He destroyed himself. Nobody did it to him. He was simply asked, respectfully, to explain himself. And he could not. If the former prime minister of Canada is now widely suspected of corruption, it’s all his own work.
Brian Mulroney was not on trial before the Oliphant inquiry, nor was the commission counsel, Richard Wolson, his prosecutor. Wolson’s job was simply to test the witness’s story, to see how well it stood up: whether there was any evidence to support it; whether it conflicted with others’; whether there were any internal inconsistencies. But mostly it was to let the witness tell his story. And the more Mulroney talked, the less believable he became.
Indeed, his story started to fall apart under questioning from his own lawyer, in his first two days on the stand. He started by expressing his regret. Was it for taking three payments totalling hundreds of thousands of dollars in cash from Karlheinz Schreiber, a notorious international arms dealer and self-admitted briber of politicians? For failing to keep any record of these dealings—no invoices, no receipts, no expenses, no bank accounts, and no tax returns, or none until six years afterwards? For telling a court, in examination for his celebrated 1996 libel suit against the government of Canada, that his relationship with Schreiber amounted to “a cup of coffee . . . once or twice”?

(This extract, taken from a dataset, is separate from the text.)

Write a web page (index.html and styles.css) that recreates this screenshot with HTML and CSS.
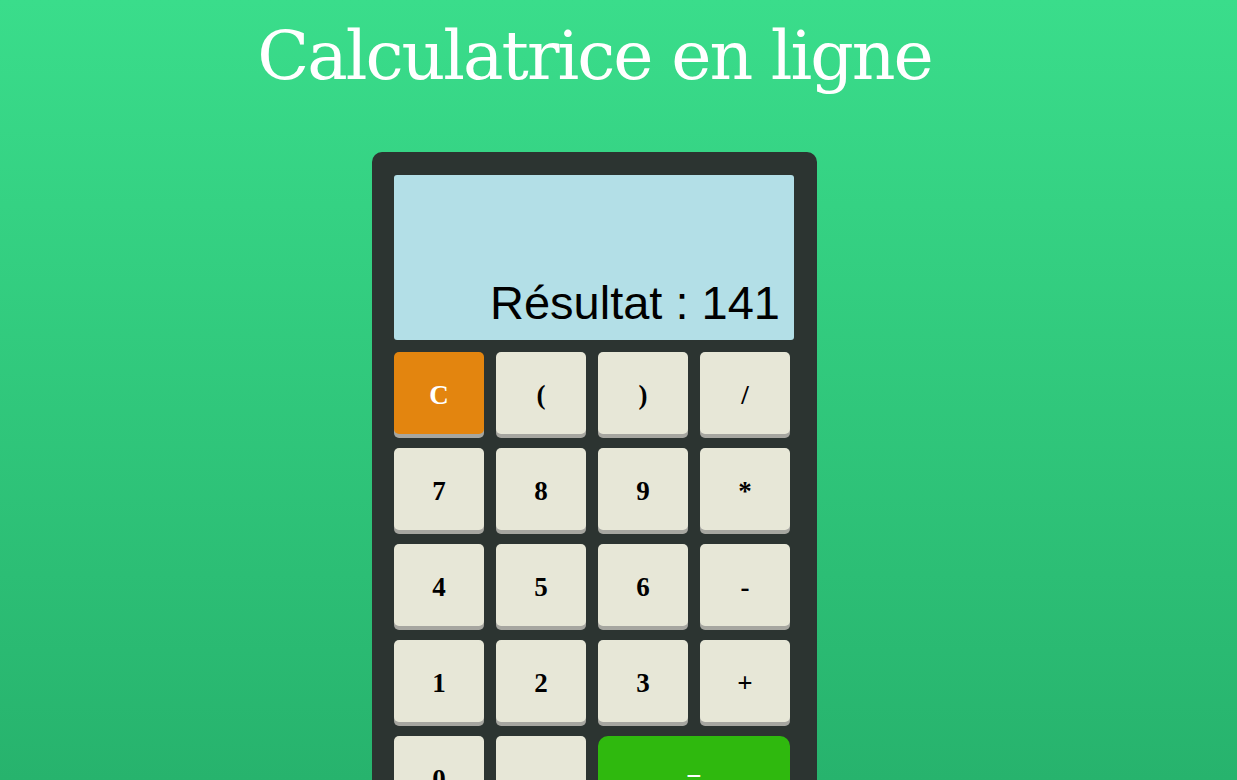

Not as such: it was for the “circumstances” surrounding these “inadequately documented arrangements,” which gave rise to “suspicions as to their propriety.” For the rest, he offered no apology, and no explanation. Or none that made any sense. The reason he had tried to keep the whole business a secret, he maintained, was because of the “enormity” of having been accused of taking kickbacks from Schreiber in a 1995 letter from the Justice Department seeking access to Schreiber’s Swiss bank accounts. The experience had so “scarred” him, he said, that “it explains my conduct in trying to keep private the private commercial contract I entered into after I left office.” He was convinced that, had his dealings with Schreiber come to light, they would have further inflamed the speculation and “innuendo” surrounding him.
That may explain why he did not tell anyone about it in 1995, or at any time from then until 2003, when the story of his dealings with Schreiber first broke. It doesn’t explain why he was acting so furtively in 1993—dealing in cash, keeping no records, not declaring the income, not even telling his own accountant. At that time, no one knew about Schreiber, or the $20 million in secret commissions he’d been paid by Airbus to deliver a $1.8-billion sale of 34 aircraft to Air Canada. By Mulroney’s own account, he knew Schreiber then only as a respectable businessman. So why the cloak-and-dagger act at that time?
Nor does it explain why, to this day, he has failed to give a convincing explanation of what he did for the money, or why he was paid in cash, or why he kept it in cash, or what he was doing having dealings with a man like Schreiber. Mulroney has had six years to come up with a good explanation. He was given six days on the witness stand at the Oliphant inquiry—two with his own lawyer, four under Wolson’s cross-examination. And yet he failed to deliver. It isn’t that he did not perform well: in its own way, it had a certain magnificence. It’s just that he hasn’t got a good story to tell. And so, under oath, he told the inquiry, and the Canadian people, the only story he had. The one that doesn’t stand up.
It isn’t just weak on this point or that. It rings false in just about every respect. His story is improbable, implausible, inconsistent, unsupported by a single document, almost entirely uncorroborated—and contradicted on point after point by people in a position to know the facts. And the more he attempts to rationalize these multiple inconsistencies, the more improbable his story becomes. Where it’s his word against another’s, he denies the exchange took place. Where there are documents to support the other’s account, he has no recollection of them. Where he appears to have given false testimony, it was said in a particular context. Where he contradicts himself, his previous statement was a mistake. Where his own spokesman contradicts him, he was mistaken. And when he can’t do anything else, when he can’t deny, or forget, or fudge, or otherwise explain away incriminating bits of evidence, when we get right down to the rock bottom fact that he took the cash—well, you see, it was an “error of judgment.”
The rest is bitter denunciations of his critics, irrelevant anecdotes about his childhood, long defences of his record, flagrant appeals for pity, attempts to be charming, endless repetition of the same points, the odd tear, the occasional smear. For long stretches during his testimony, you got the feeling that he was trying to talk out the clock. For the rest, he gave every sign of making it up as he went along.